• Forest for the Trees
  • THE FOREST FOR THE TREES is about writing, publishing and what makes writers tick. This blog is dedicated to the self loathing that afflicts most writers. A community of like-minded malcontents gather here. I post less frequently now, but hopefully with as much vitriol. Please join in! Gluttons for punishment can scroll through the archives.

    If I’ve learned one thing about writers, it’s this: we really are all alone. Thanks for reading. Love, Betsy

For Some Reason I Can’t Explain

Blurb? Will do!

I’m working late. Contracts, paying bills, rejecting, er considering, query letters. I’ve got to send out a manuscript for blurbs and I’m stumbling on the letter. Asking for blurbs is the worst part of the job. It’s usually in the editor’s purview to get the blurbs, but I usually help out when I know a writer. Did I ever tell you how I found a galley for a book I edited in a used bookstore and within the galley was my letter asking an author for a blurb. Agh.

Sorry, I don't give blurbs. It's a policy.

Once, I gave a blurb to a book I didn’t like that much because I’m a good egg, I guess.  When the book came out, it had five other blurbs on the jacket  from writers far more significant than I will ever be. I was flattered to be in such blurb company. Blurb company? Was the book better than I realized, or was the writer super connected. You can’t blow that many writers, or can you?

12 Responses

  1. I’d totally blow for a blurb. Hell, I’d blurb for a blow.

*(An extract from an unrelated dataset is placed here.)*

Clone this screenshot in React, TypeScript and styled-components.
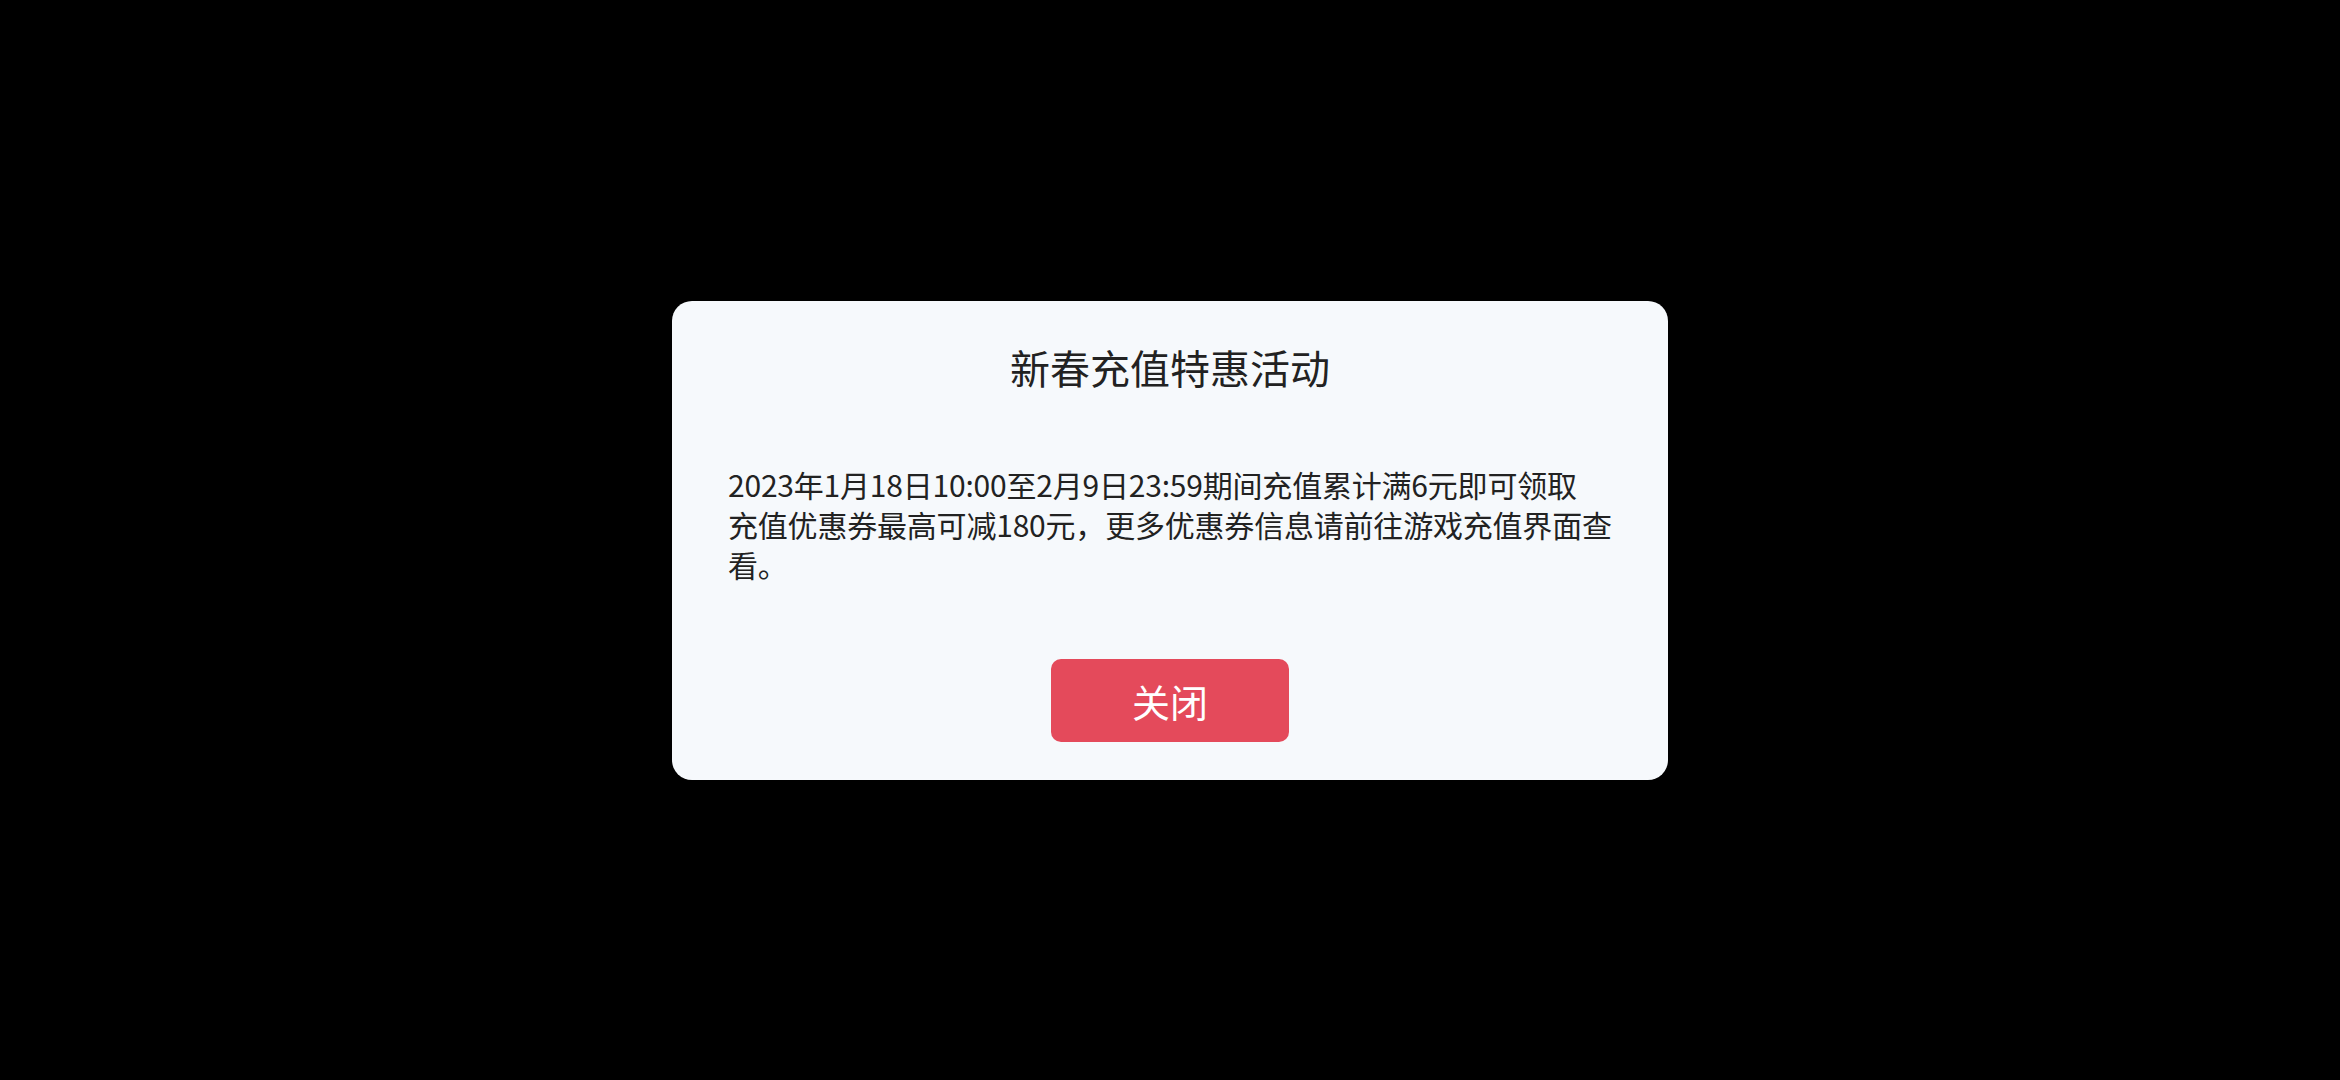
import React from 'react';
import styled, { createGlobalStyle } from 'styled-components';

const GlobalStyle = createGlobalStyle`
    html, body {
        margin: 0;
        padding: 0;
        background: #000;
    }
    body {
        font-family: "Noto Sans CJK SC", "Noto Sans", sans-serif;
    }
`;

const Screen = styled.div`
    width: 2340px;
    height: 1080px;
    display: flex;
    align-items: center;
    justify-content: center;
    background: #000;
`;

const Dialog = styled.div`
    width: 996px;
    box-sizing: border-box;
    padding: 38px 56px;
    display: flex;
    flex-direction: column;
    align-items: center;
    background: #f6f9fc;
    border-radius: 20px;
`;

const Title = styled.h1`
    margin: 0;
    font-size: 40px;
    font-weight: 400;
    line-height: 56px;
    color: #222;
`;

const Content = styled.p`
    align-self: stretch;
    margin: 69px 0 0;
    font-size: 30px;
    line-height: 40px;
    letter-spacing: -0.2px;
    color: #222;
    text-align: left;
    white-space: nowrap;
`;

const CloseButton = styled.button`
    margin-top: 75px;
    width: 238px;
    height: 83px;
    border: none;
    border-radius: 10px;
    background: #e44a5b;
    color: #fff;
    font-family: inherit;
    font-size: 38px;
    cursor: pointer;
`;

const App: React.FC = () => {
    return (
        <>
            <GlobalStyle />
            <Screen>
                <Dialog>
                    <Title>新春充值特惠活动</Title>
                    <Content>
                        2023年1月18日10:00至2月9日23:59期间充值累计满6元即可领取<br />
                        充值优惠券最高可减180元，更多优惠券信息请前往游戏充值界面查<br />
                        看。
                    </Content>
                    <CloseButton>关闭</CloseButton>
                </Dialog>
            </Screen>
        </>
    );
};

export default App;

  2. Why didn’t I think of that? I’m making a list!

  3. Hmmmm, getting a blurb has a direct relationship to the size platform an author enjoys, at least, that’s what my human believes. Or, in fewer words, “It’s who you know.” Now consider my difficulties. As a Golden Retriever, it’s limited to the front porch or the rear of my human’s pick-up. You can see I share your frustration.
    http://www.sandysays1.wordpress.com

  4. Well, at least you help put down a myth…or is it. I read someone – yeah, I can’t remember where, that most blurbs by big authors are done by the PR people and that the big authors giving the blurbs really don’t read. Please, tell me it ain’t true, Dolly. Tell me that Stephen King really reads ALL those books he blurbs. He writes fast, maybe he reads fast!

  5. Thank you for the daily comic relief! Your candid posts are hilarious!

  6. What were the chances that you of all people would find your own letter in a bookshop? Horror and relief in one go.

    Good luck with the blurb letters; you have my sympathy. I can’t even sell any of my Unicef raffle tickets, because it feels so awkward to ask–now how would I ask for a blurb??

  7. I used to be available for a blurb, any time, any where. But then the blurbing got out of control, and I had to join a twelve step program. Now I only blurb in secret.

    THIS JUST IN: Chick-let has a new heroine: the girl who’s overweight and doesn’t care. I read it in Shelf Awareness today. So here’s our chance to get there first:

    FAT VAMPIRES.

  8. You can blow that many people…it just takes time and talent.

  9. I just revised a dark mystery, Amy In Full Flush- about the best woman poker player in the world, and found out that it is a new genre – tart noir! not only a tart noir, but a dark comedy tart noir (is that redundant?)

  10. My brother Verl and I had dinner one night with Curtis Sittenfeld. She later wrote Verl a letter from her apartment in Philadelphia. Maybe I could put in a good word for you Betsy.

  11. Well, I don’t have a “day job” but I am taking care of my son who had an accident a couple of years ago. So I quit my day job, to take care of his needs, like food and shopping and around the house things, and with the rest of my time I write. This helps me because, when I wrote before, it was hard to find time to write; now that I have time, it is because my child needs me. So, guilt? You bet I have guilt. Guilt that I want to write so badly and it is only because of my son’s accident that I have time; guilt that I cannot make my son well.

    The making for a perfect obsession!

    Oh, yes, I had lunch a few years ago with Ernest Gaines,,,,we grew up in the same area….he on the black side of the tracks, me on the white. What a marvelous man! His advise to me: Write your heart, write it as hard as you can. And then I read a wonderful interview with James Lee Burke (he in New Iberia, La, me in Abbeville, La.) wherein he remarkded that his writing came from a higher power (I know, I know, he used to drink lots) and it is the act itself that is blessed.

    All writers, we are the blessed; think that and it gets you through the day!

  12. What is the saying? “Never blurb a book you’ve read, and never read a book you’ve blurbed.”